Winning bounty programs put forth by projects

  • On-chain bounties are increasingly being touted as the future of incentive-based development. These are devised as a way to reward developers with tokens based on their contributions to protocols. The teams who succeed in these bounties will likely be groups working collaboratively and also broadly across the space. A Free Company is well positioned to take advantage of these.

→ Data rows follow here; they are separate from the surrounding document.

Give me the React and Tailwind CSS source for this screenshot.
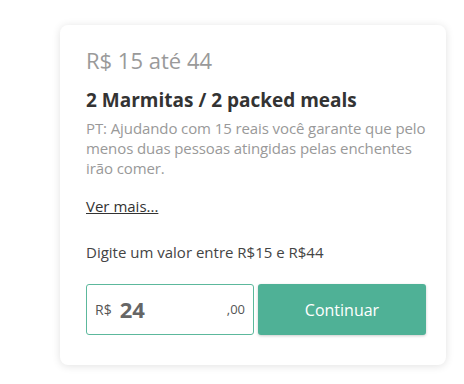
export default function App() {
  return (
    <div className="w-[464px] h-[384px] bg-white pt-[25px] pl-[60px]" style={{ fontFamily: '"Open Sans", "Noto Sans", sans-serif' }}>
      <div className="w-[386px] h-[340px] rounded-lg bg-white shadow-[0_1px_8px_rgba(0,0,0,0.12)] pl-[26px] pr-[20px] pt-[21px]">
        <div className="text-[22px] leading-[28px] text-[#9a9a9a]">R$ 15 até 44</div>
        <div className="mt-[14px] text-[19px] leading-[24px] font-bold text-[#333]">2 Marmitas / 2 packed meals</div>
        <p className="text-[15px] leading-[20px] text-[#999] mt-[6px] tracking-[-0.1px]">
          PT: Ajudando com 15 reais você garante que pelo menos duas pessoas atingidas pelas enchentes irão comer.
        </p>
        <a className="block mt-[18px] text-[15px] leading-[20px] text-[#333] underline">Ver mais...</a>
        <div className="mt-[26px] text-[15px] leading-[20px] text-[#444]">Digite um valor entre R$15 e R$44</div>
        <div className="mt-[22px] flex gap-[4px]">
          <div className="w-[168px] h-[51px] border border-[#5cb89c] rounded-[3px] flex items-center px-[8px]">
            <span className="text-[14px] text-[#555]">R$</span>
            <span className="ml-[8px] text-[22px] font-bold text-[#666]">24</span>
            <span className="ml-auto text-[13px] text-[#555]">,00</span>
          </div>
          <button className="w-[168px] h-[51px] rounded-[3px] bg-[#4fb196] text-white text-[16px] shadow-[0_1px_3px_rgba(0,0,0,0.2)]">Continuar</button>
        </div>
      </div>
    </div>
  );
}
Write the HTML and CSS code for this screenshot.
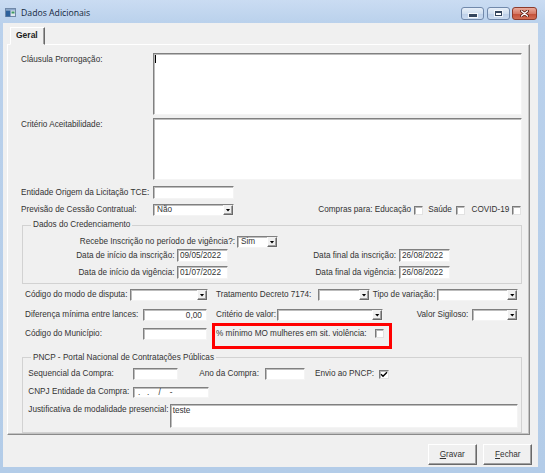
FILE: index.html
```html
<!DOCTYPE html>
<html lang="pt-BR">
<head>
    <meta charset="UTF-8">
    <meta name="viewport" content="width=device-width, initial-scale=1.0">
    <title>Dados Adicionais</title>
    <link rel="stylesheet" href="styles.css">
</head>
<body>
<div class="window">
    <div class="titlebar">
        <svg class="app-icon" width="11" height="9" viewBox="0 0 11 9">
            <rect x="0.5" y="0.5" width="10" height="8" fill="#dfe6ee" stroke="#6f88a8"/>
            <rect x="1" y="1" width="9" height="1.5" fill="#8aa6c9"/>
            <rect x="1" y="2.5" width="4.5" height="6" fill="#2d619c"/>
            <rect x="6.5" y="3.5" width="3" height="2" fill="#3f9a63"/>
        </svg>
        <span class="title">Dados Adicionais</span>
        <div class="caption">
            <span class="cbtn min"><i></i></span>
            <span class="cbtn max"><i></i></span>
            <span class="cbtn close">
                <svg width="9" height="7" viewBox="0 0 9 7">
                    <path d="M1.5 1 L7.5 6 M7.5 1 L1.5 6" stroke="#5b1c12" stroke-width="3" stroke-linecap="round"/>
                    <path d="M1.5 1 L7.5 6 M7.5 1 L1.5 6" stroke="#fff" stroke-width="1.4" stroke-linecap="round"/>
                </svg>
            </span>
        </div>
    </div>

    <div class="client">
        <div class="tabs"><span class="tab">Geral</span></div>

        <div class="page">
            <div class="row top r-claus">
                <label class="lbl l-memo">Cláusula Prorrogação:</label>
                <div class="memo m-big"><span class="caret"></span></div>
            </div>
            <div class="row top r-crit">
                <label class="lbl l-memo">Critério Aceitabilidade:</label>
                <div class="memo m-big"></div>
            </div>
            <div class="row r-ent">
                <label class="lbl l-memo">Entidade Origem da Licitação TCE:</label>
                <input class="field f-81" type="text">
            </div>
            <div class="row r-prev">
                <label class="lbl l-memo">Previsão de Cessão Contratual:</label>
                <div class="combo f-81"><span class="val">Não</span><span class="drop"><i></i></span></div>
                <div class="compras">
                    <span class="lbl">Compras para: Educação</span><span class="check c-edu"></span>
                    <span class="lbl c-sau-l">Saúde</span><span class="check c-sau"></span>
                    <span class="lbl c-cov-l">COVID-19</span><span class="check c-cov"></span>
                </div>
            </div>

            <fieldset class="group g-cred">
                <legend>Dados do Credenciamento</legend>
                <div class="row r-rec">
                    <label class="lbl right l-rec">Recebe Inscrição no período de vigência?:</label>
                    <div class="combo f-sim"><span class="val">Sim</span><span class="drop"><i></i></span></div>
                </div>
                <div class="row r-insc">
                    <label class="lbl right l-dini">Data de início da inscrição:</label>
                    <input class="field f-date" type="text" value="09/05/2022">
                    <label class="lbl right l-dfim">Data final da inscrição:</label>
                    <input class="field f-date" type="text" value="26/08/2022">
                </div>
                <div class="row r-vig">
                    <label class="lbl right l-dini">Data de início da vigência:</label>
                    <input class="field f-date" type="text" value="01/07/2022">
                    <label class="lbl right l-dfim">Data final da vigência:</label>
                    <input class="field f-date" type="text" value="26/08/2022">
                </div>
            </fieldset>

            <div class="row r-disp">
                <label class="lbl l-disp">Código do modo de disputa:</label>
                <div class="combo f-disp"><span class="val"></span><span class="drop"><i></i></span></div>
                <label class="lbl l-trat">Tratamento Decreto 7174:</label>
                <div class="combo f-trat"><span class="val"></span><span class="drop"><i></i></span></div>
                <label class="lbl l-tipo">Tipo de variação:</label>
                <div class="combo f-tipo"><span class="val"></span><span class="drop"><i></i></span></div>
            </div>
            <div class="row r-dif">
                <label class="lbl l-dif">Diferença mínima entre lances:</label>
                <input class="field f-num" type="text" value="0,00">
                <label class="lbl l-crit">Critério de valor:</label>
                <div class="combo f-crit"><span class="val"></span><span class="drop"><i></i></span></div>
                <label class="lbl l-sig">Valor Sigiloso:</label>
                <div class="combo f-sig"><span class="val"></span><span class="drop"><i></i></span></div>
            </div>
            <div class="row top r-mun">
                <label class="lbl l-dif">Código do Município:</label>
                <input class="field f-num" type="text">
                <div class="highlight">
                    <label class="lbl l-mulh">% mínimo MO mulheres em sit. violência:</label>
                    <span class="check"></span>
                </div>
            </div>

            <fieldset class="group g-pncp">
                <legend>PNCP - Portal Nacional de Contratações Públicas</legend>
                <div class="row r-seq">
                    <label class="lbl l-seq">Sequencial da Compra:</label>
                    <input class="field f-seq" type="text">
                    <label class="lbl l-ano">Ano da Compra:</label>
                    <input class="field f-ano" type="text">
                    <label class="lbl l-env">Envio ao PNCP:</label>
                    <span class="check checked">
                        <svg width="8" height="7" viewBox="0 0 8 7"><path d="M1 3.3 L3 5.3 L7 1.2" fill="none" stroke="#000" stroke-width="1.4"/></svg>
                    </span>
                </div>
                <div class="row r-cnpj">
                    <label class="lbl l-seq">CNPJ Entidade da Compra:</label>
                    <input class="field f-cnpj" type="text" value=" .   .    /    -">
                </div>
                <div class="row top r-just">
                    <label class="lbl l-just">Justificativa de modalidade presencial:</label>
                    <div class="memo m-just">teste</div>
                </div>
            </fieldset>
        </div>

        <div class="actions">
            <button class="btn"><u>G</u>ravar</button>
            <button class="btn"><u>F</u>echar</button>
        </div>
    </div>
</div>
</body>
</html>
```

FILE: styles.css
```css
* {
    box-sizing: border-box;
}
body {
    margin: 0;
    width: 545px;
    height: 473px;
    overflow: hidden;
    font-family: "Liberation Sans", Arial, sans-serif;
    font-size: 8.2px;
    color: #333;
    background: #b3cce8;
}

/* window frame */
.window {
    height: 473px;
    display: flex;
    flex-direction: column;
    background: linear-gradient(#cadcf2, #bad1ec 23px, #b3cce8);
}
.titlebar {
    height: 23px;
    flex: none;
    display: flex;
    align-items: flex-start;
    padding: 0 8px 0 5px;
}
.app-icon {
    margin-top: 8px;
    margin-right: 5px;
}
.title {
    margin-top: 7px;
    line-height: 12px;
    font-family: "Open Sans", sans-serif;
    font-size: 8.7px;
    color: #13263d;
}
.caption {
    margin-left: auto;
    margin-top: 7px;
    display: flex;
}
.cbtn {
    width: 23px;
    height: 12.5px;
    border: 1px solid #7189ab;
    border-radius: 3px;
    background: linear-gradient(#e6eef8, #d0dff0 50%, #bccfe8 51%, #cadbf0);
    display: flex;
    align-items: center;
    justify-content: center;
}
.min { margin-right: 3px; }
.max { margin-right: 2px; }
.min i {
    width: 8px;
    height: 2.5px;
    margin-top: 4px;
    background: #34465e;
    box-shadow: 0 0 0 1px rgba(255, 255, 255, 0.8);
}
.max i {
    width: 7px;
    height: 5.5px;
    border: 1px solid #34465e;
    border-top-width: 2px;
    background: #fff;
    box-shadow: 0 0 0 1px rgba(255, 255, 255, 0.7);
}
.close {
    width: 25px;
    border-color: #8c3b2c;
    background: linear-gradient(#eaaa9b, #d67a66 50%, #c24d36 51%, #d26d53);
}

.client {
    height: 443.7px;
    margin: 0 7px 0 3px;
    background: #f0f0f0;
}

/* tab control */
.tabs {
    height: 21px;
    padding-left: 7px;
    display: flex;
}
.tab {
    position: relative;
    z-index: 1;
    margin-top: 4px;
    width: 35px;
    height: 18px;
    padding-left: 5px;
    line-height: 15px;
    font-weight: bold;
    font-size: 8.5px;
    color: #222;
    background: #f0f0f0;
    border: 1px solid;
    border-color: #fff #696969 transparent #fff;
    box-shadow: inset -1px 0 0 #a0a0a0;
}
.page {
    width: 523px;
    height: 391px;
    margin-left: 4px;
    border: 1px solid;
    border-color: #fff #8a8a8a #8a8a8a #fff;
    box-shadow: inset -1px -1px 0 #c4c4c4;
}

/* rows and controls */
.row {
    display: flex;
    align-items: center;
}
.row.top {
    align-items: flex-start;
}
.lbl {
    flex: none;
    white-space: nowrap;
    line-height: 12px;
}
.right {
    text-align: right;
}
.field, .combo, .memo {
    flex: none;
    align-self: stretch;
    background: #fff;
    border: 1px solid;
    border-color: #808080 #f4f4f4 #f4f4f4 #808080;
    box-shadow: inset 1px 1px 0 #bdbdbd;
}
input.field {
    margin: 0;
    padding: 0 1px 0 2px;
    font: inherit;
    color: inherit;
    outline: none;
}
.combo {
    display: flex;
}
.combo .val {
    flex: 1;
    padding-left: 3px;
    line-height: 10px;
}
.combo .drop {
    width: 10px;
    flex: none;
    display: flex;
    align-items: center;
    justify-content: center;
    background: #f0f0f0;
    border: 1px solid;
    border-color: #f0f0f0 #696969 #696969 #fff;
    box-shadow: inset -1px -1px 0 #a0a0a0;
}
.combo .drop i {
    width: 5px;
    height: 3px;
    background: #000;
    clip-path: polygon(0 0, 100% 0, 50% 100%);
}
.check {
    flex: none;
    width: 9px;
    height: 9px;
    display: flex;
    align-items: center;
    justify-content: center;
    background: #fff;
    border: 1px solid;
    border-color: #7a7a7a #e2e2e2 #e2e2e2 #7a7a7a;
    box-shadow: inset 1px 1px 0 #b8b8b8;
}
.memo {
    align-self: auto;
}
.caret {
    display: block;
    width: 1px;
    height: 8px;
    margin: 1px 0 0 0.5px;
    background: #000;
}

/* upper block */
.r-claus { margin-top: 8px; padding-left: 13px; }
.r-crit { margin-top: 3px; padding-left: 13px; }
.r-claus .lbl, .r-crit .lbl { padding-top: 1px; }
.l-memo { width: 132px; }
.m-big { width: 369px; height: 62px; }
.r-ent { margin-top: 6px; height: 13px; padding-left: 13px; }
.r-prev { margin-top: 5px; height: 12px; padding: 0 8px 0 13px; }
.f-81 { width: 81px; }
.compras {
    margin-left: auto;
    display: flex;
    align-items: center;
}
.c-edu { margin-left: 3px; }
.c-sau-l { margin-left: 5px; }
.c-sau { margin-left: 4px; }
.c-cov-l { margin-left: 6.7px; }
.c-cov { margin-left: 2.7px; }

/* group boxes */
fieldset.group {
    min-width: 0;
    margin: 3px 7px 0 14px;
    padding: 0 0 4px;
    border: 1px solid #d2d2d2;
}
fieldset.group legend {
    margin-left: 8px;
    padding: 0 2px;
    line-height: 12px;
}
.r-rec { margin-top: 5px; height: 12px; }
.l-rec { width: 212px; margin-right: 2px; }
.f-sim { width: 41px; }
.r-insc { margin-top: 1px; height: 13px; }
.r-vig { margin-top: 4px; height: 13px; }
.l-dini { width: 151.5px; margin-right: 2.5px; }
.l-dfim { width: 168px; margin-right: 3px; }
.f-date { width: 51px; }

/* middle block */
.r-disp { margin-top: 5px; height: 12px; padding-left: 17px; }
.l-disp { width: 105px; }
.f-disp { width: 78px; }
.l-trat { width: 102px; margin-left: 8px; }
.f-trat { width: 52px; }
.l-tipo { width: 64px; margin-left: 2.7px; }
.f-tipo { width: 81.6px; }
.r-dif { margin-top: 8px; height: 12px; padding-left: 17px; }
.l-dif { width: 117.7px; }
input.f-num { width: 64.6px; text-align: right; padding-right: 4.5px; }
.l-crit { width: 61.3px; margin-left: 8.7px; }
.f-crit { width: 106px; }
.l-sig { width: 55px; margin-left: 33.4px; }
.f-sig { width: 46.6px; }
.r-mun { margin-top: 2px; padding-left: 17px; }
.r-mun > .lbl { margin-top: 5px; }
.r-mun > .field { align-self: auto; margin-top: 5px; height: 12px; }
.highlight {
    flex: none;
    display: flex;
    align-items: flex-start;
    width: 180px;
    height: 26px;
    margin-left: 4.4px;
    padding-left: 1.3px;
    border: 3px solid #ff0000;
}
.l-mulh { width: 159px; margin-top: 2px; }
.highlight .check { margin-top: 3.3px; }

/* PNCP */
.g-pncp { margin-top: 2.7px !important; padding-bottom: 4.3px !important; }
.r-seq { margin-top: 4.6px; height: 12px; padding-left: 5.3px; }
.l-seq { width: 104.4px; }
.f-seq { width: 45.6px; }
.l-ano { width: 65.7px; margin-left: 21px; }
.f-ano { width: 40px; }
.l-env { width: 64.3px; margin-left: 10px; }
.r-seq .check { width: 10px; height: 8.5px; }
.r-cnpj { margin-top: 6.4px; height: 11px; padding-left: 5.3px; }
input.f-cnpj { width: 76.6px; white-space: pre; }
.r-just { margin-top: 6.6px; padding-left: 5.3px; }
.l-just { width: 141.7px; }
.m-just {
    width: 348.3px;
    height: 23.4px;
    padding: 0.5px 0 0 1.7px;
    line-height: 10px;
}

/* buttons */
.actions {
    display: flex;
    justify-content: flex-end;
    gap: 6.6px;
    margin-top: 9.3px;
    padding-right: 5.7px;
}
.btn {
    width: 49px;
    height: 20.7px;
    padding: 0;
    font: inherit;
    color: #333;
    background: #f0f0f0;
    border: 1px solid;
    border-color: #fff #696969 #696969 #fff;
    box-shadow: inset -1px -1px 0 #a0a0a0;
}
```
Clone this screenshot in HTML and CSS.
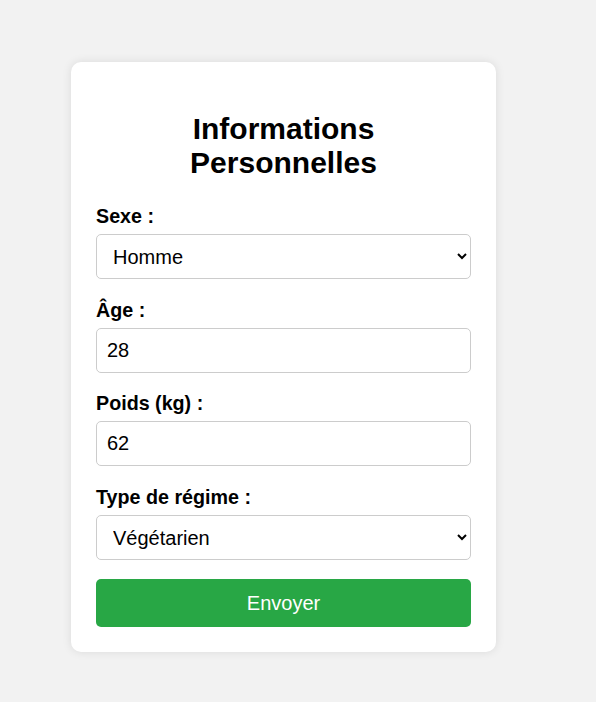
FILE: index.html
```html
<!DOCTYPE html>
<html lang="fr">
<head>
<meta charset="utf-8">
<title>Informations Personnelles</title>
<link rel="stylesheet" href="styles.css">
</head>
<body>
<div class="page">
  <form class="card">
    <h2 class="title">Informations Personnelles</h2>
    <label class="label" for="sexe">Sexe :</label>
    <select class="field" id="sexe">
      <option>Homme</option>
      <option>Femme</option>
    </select>
    <label class="label" for="age">Âge :</label>
    <input class="field" id="age" type="text" value="28">
    <label class="label" for="poids">Poids (kg) :</label>
    <input class="field" id="poids" type="text" value="62">
    <label class="label" for="regime">Type de régime :</label>
    <select class="field" id="regime">
      <option>Végétarien</option>
      <option>Omnivore</option>
    </select>
    <button class="submit" type="button">Envoyer</button>
  </form>
</div>
</body>
</html>
```

FILE: styles.css
```css
html, body {
  margin: 0;
  padding: 0;
  background: #f2f2f2;
  font-family: "Liberation Sans", Arial, sans-serif;
}

.page {
  padding: 62px 0 50px 71px;
}

.card {
  box-sizing: border-box;
  width: 425px;
  padding: 25px;
  background: #ffffff;
  border-radius: 10px;
  box-shadow: 0 0 10px rgba(0, 0, 0, 0.1);
  display: flex;
  flex-direction: column;
}

.title {
  margin: 25px 0 25px;
  font-size: 30px;
  font-weight: bold;
  text-align: center;
  color: #000;
}

.label {
  display: block;
  font-size: 19.7px;
  line-height: 22px;
  font-weight: bold;
  color: #000;
  margin-bottom: 7px;
}

.field {
  box-sizing: border-box;
  width: 100%;
  height: 45px;
  padding: 10px;
  margin: 0 0 19.5px 0;
  font-family: "Liberation Sans", Arial, sans-serif;
  font-size: 20px;
  color: #000;
  background: #fff;
  border: 1px solid #ccc;
  border-radius: 5px;
}

select.field {
  padding: 10px 10px 10px 12px;
}

.submit {
  width: 100%;
  height: 48px;
  padding: 0;
  border: none;
  border-radius: 5px;
  background: #28a745;
  color: #fff;
  font-family: "Liberation Sans", Arial, sans-serif;
  font-size: 20px;
  cursor: pointer;
}
```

An investment fund that takes a stake in projects

  • Investing in cryptocurrencies and tokens takes a highly multidisciplinary skillset. No cryptocurrency-focused fund today can say that its portfolio managers range across all relevant backgrounds and knowledge bases.
    This investment fund could leverage the multi-disciplinary knowledge base and skill set of the contributors within the Free Company. Select individuals would serve as the investment committee of the fund.
  • By drawing from top minds in protocol design, distributed systems, law, developer experience, programming language theory, use case analysis, marketing, and more, the fund can be uniquely positioned to succeed. But moreover, these contributors will have a stake in the future they are working to build.
  • The fund would act as a separate entity and separately managed vehicle.
  • Those working at the Free Company would be allocated GP interest / carry.
  • The fund could be open to select outside LPs.

 

Summary

2017 was the year of the ICO, the token sale, the fundraise. The best way to capitalize in 2017 was to launch a project and to take money from investors: angels, individuals, venture capital.

That money has now moved from the hands of investors to the hands of protocol projects.

2018 is no longer about issuing assets. It is about building technology. The way to bring this about is to serve the projects, help them ship, and be among the builders shaping the decentralized future.